INTERVIEWER: What are your skills?
BATMAN: I right things.
I: What do you write?
B: I Right People’s Wrongs.
I: Oh so you’re an editor?
Wanna play a dangerous game? It’s called taking a nap at 4.
[flies trespassing in my house] release the frogs.
[christ descends from heaven]
I HAVE RETURNED
[sees america]
OK I’MMA COME BACK LATER
The name England comes from the words ‘engorged’ and ‘gland’ inspired, of course, by the shape of the country.
If you can’t handle me at my worst you don’t deserve to throw rocks at glass houses where I roll but collect no moss.
I don’t always say ‘oops’, but when I do, it’s usually ten minutes after I have a brilliant idea.
Me to my husband: “Don’t worry, he’s only 2, he’ll forget about wanting ice cream for dinner if we don’t bring it up.”
My 2yo: “Behold, mother, there is the exact space Grandma parked in when she drove me to this playground 3 weeks ago; I was clad in my green Stegosaurus shirt”
[sees huge guy at the gym]
Me: do you take steroids
*guy spends 15 minutes talking me thru his diet plan*
Me: when do you eat the steroids
I asked the wife what she wanted for her birthday and all she said was ‘after all this time you know what I like, surprise me’.
Anyone know how to go about the harvesting and storing of souls?
My children were pretending to lead a workout class, and one of them stopped and yelled “tater tot break” and this is a fitness trend I can fully embrace.
Im not trying to brag or anything, but I just got invited to play Candy Crush on FB
A friend was talking about her cat bringing her another dead mouse and my ADHD brain did a side quest imagining my snake calling a cat for Door Dash.
[bedtime]
DAUGHTER: Dad, I’m afraid a bug will crawl into my mouth while I’m sleeping.
ME: Don’t be silly, the spiders that live in your eyebrows would catch it first.
DAUGHTER: …
ME: Night, sweetheart.
friend: don’t look but that girl is checking you out
me: [turning around] who
Medusa: hey
friend: I said don’t look
statue:
There’s nothing more difficult than trying to convince a narcissist that you don’t like them.
“Bob is coming over for dinner.”
Bob from work or Bob the giraffe?
*there’s a knock at the upstairs window*
People are asking if capes are welcome at #ScienceMarch – yes – but please think of the aerodynamics if it happens to be windy!
I never feel greater anxiety than the anxiety I feel when I watch people leaving a Marvel movie during the credits.

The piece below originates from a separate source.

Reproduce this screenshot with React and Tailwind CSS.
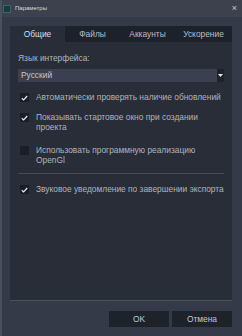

If you don’t have a dog whistle, you can use two teenage girls who have not seen each other in forever.
[hears a baby crying on the train]
Can somebody put that thing on silence please?
“It’s a baby..”
…
“…”
Vibrate?
You’re the apple of my eye.
The grape of my elbow.
The lemon of my foot.
The banana of my hair.
My sweet hair banana.
[Ouija board]
“Hey spirits, talk to us”
W H A T S U R F R I E N D S N A M E H E S C U T E
“fml”
Person: *wearing cargo shorts*
Kangaroo: that guy must have a lot of babies.
Not to brag but I don’t even need meditation, my mind goes blank the second someone asks me for directions.
Cashier: Hello
Me: Is it me your looking for… I can see it in your eyes..
Cashier:…
Me: Sorry, this is my first rap battle.
Me *laying on my couch, flipping through health magazines*, “bet these workouts are a piece of cake.”
The important thing to remember is that nobody asked you.